■ EXERCISE DESCRIPTION
Take the lines from the beginning of the material through the line containing "border border-[#adadad] bg-[#e1e1e1]" and retype them exactly, leaving the pictures out.

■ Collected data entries
########

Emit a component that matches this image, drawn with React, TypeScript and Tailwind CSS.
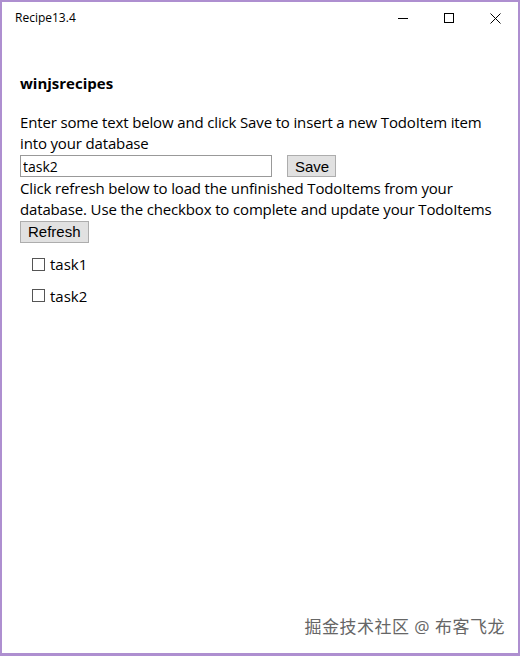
import React from "react";

function TitleBar() {
  return (
    <div className="flex h-[32px] items-center justify-between pl-[13px]">
      <span className="text-[12px] text-black">Recipe13.4</span>
      <div className="flex h-full items-center">
        <div className="flex h-full w-[46px] items-center justify-center">
          <div className="h-px w-[10px] bg-black" />
        </div>
        <div className="flex h-full w-[46px] items-center justify-center">
          <div className="h-[10px] w-[10px] border border-black" />
        </div>
        <div className="flex h-full w-[46px] items-center justify-center">
          <svg width="11" height="11" viewBox="0 0 11 11">
            <path d="M0.5 0.5 L10.5 10.5 M10.5 0.5 L0.5 10.5" stroke="#000" strokeWidth="1" />
          </svg>
        </div>
      </div>
    </div>
  );
}

function TodoRow({ label }: { label: string }) {
  return (
    <label className="flex items-center gap-[5px] pl-[12px]">
      <span className="h-[13px] w-[13px] border border-[#555] bg-white" />
      <span className="text-[15px]">{label}</span>
    </label>
  );
}

export default function App() {
  const btn =
    "h-[22px] border border-[#adadad] bg-[#e1e1e1] px-[7px] text-[15px] leading-none text-black [font-family:'Liberation_Sans',Arial,sans-serif]";

  return (
    <div
      className="flex h-[656px] w-[520px] flex-col border-x-2 border-t-2 border-b-[3px] border-[#ae8fd0] bg-white text-black"
      style={{ fontFamily: "'Open Sans', 'Noto Sans CJK SC', sans-serif" }}
    >
      <TitleBar />
      <div className="flex flex-1 flex-col px-[18px] pt-[39px]">
        <h1 className="text-[15px] font-bold leading-[20px]">winjsrecipes</h1>
        <p className="mt-[19px] text-[15px] leading-[21px] tracking-[-0.15px]">
          Enter some text below and click Save to insert a new TodoItem item into your database
        </p>
        <div className="mt-[1px] mb-[1px] flex items-center gap-[15px]">
          <input
            readOnly
            value="task2"
            className="h-[22px] w-[252px] border border-[#999] px-[2px] text-[14px] outline-none"
          />
          <button className={btn + " w-[49px] px-0"}>Save</button>
        </div>
        <p className="text-[15px] leading-[21px] tracking-[-0.15px]">
          Click refresh below to load the unfinished TodoItems from your database. Use the checkbox to complete and update your TodoItems
        </p>
        <div className="-mt-[1px]">
          <button className={btn}>Refresh</button>
        </div>
        <div className="mt-[10px] flex flex-col gap-[9px]">
          <TodoRow label="task1" />
          <TodoRow label="task2" />
        </div>
        <div className="-mr-[5px] mt-auto flex justify-end pb-[14px]">
          <span className="text-[17px] tracking-[0.5px] text-[#666] [text-shadow:0_0_1px_#fff]">
            掘金技术社区 @ 布客飞龙
          </span>
        </div>
      </div>
    </div>
  );
}
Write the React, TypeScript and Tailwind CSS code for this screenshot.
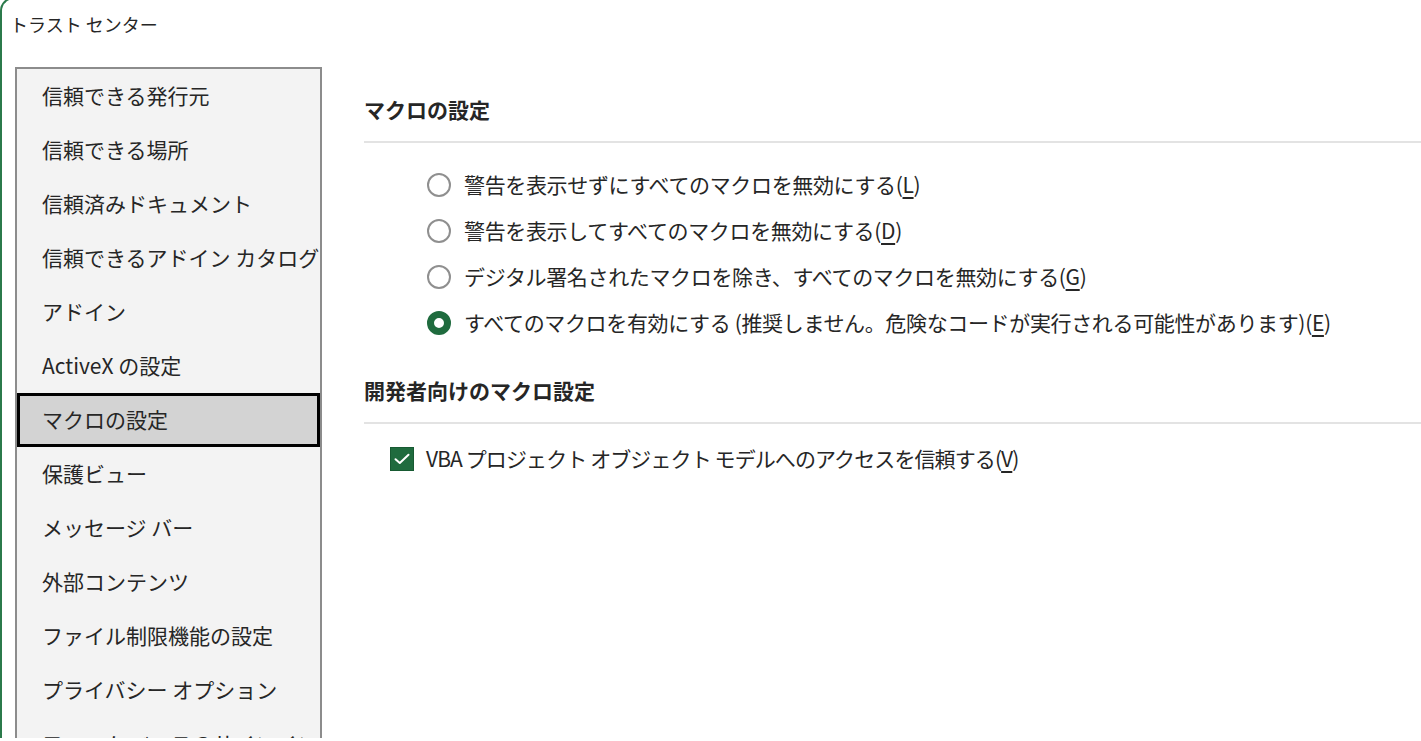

########

■ SOLUTION
Emit a component that matches this image, drawn with React, TypeScript and Tailwind CSS.
import React from "react";

function TitleBar() {
  return (
    <div className="flex h-[32px] items-center justify-between pl-[13px]">
      <span className="text-[12px] text-black">Recipe13.4</span>
      <div className="flex h-full items-center">
        <div className="flex h-full w-[46px] items-center justify-center">
          <div className="h-px w-[10px] bg-black" />
        </div>
        <div className="flex h-full w-[46px] items-center justify-center">
          <div className="h-[10px] w-[10px] border border-black" />
        </div>
        <div className="flex h-full w-[46px] items-center justify-center">
          <svg width="11" height="11" viewBox="0 0 11 11">
            <path d="M0.5 0.5 L10.5 10.5 M10.5 0.5 L0.5 10.5" stroke="#000" strokeWidth="1" />
          </svg>
        </div>
      </div>
    </div>
  );
}

function TodoRow({ label }: { label: string }) {
  return (
    <label className="flex items-center gap-[5px] pl-[12px]">
      <span className="h-[13px] w-[13px] border border-[#555] bg-white" />
      <span className="text-[15px]">{label}</span>
    </label>
  );
}

export default function App() {
  const btn =
    "h-[22px] border border-[#adadad] bg-[#e1e1e1] px-[7px] text-[15px] leading-none text-black [font-family:'Liberation_Sans',Arial,sans-serif]";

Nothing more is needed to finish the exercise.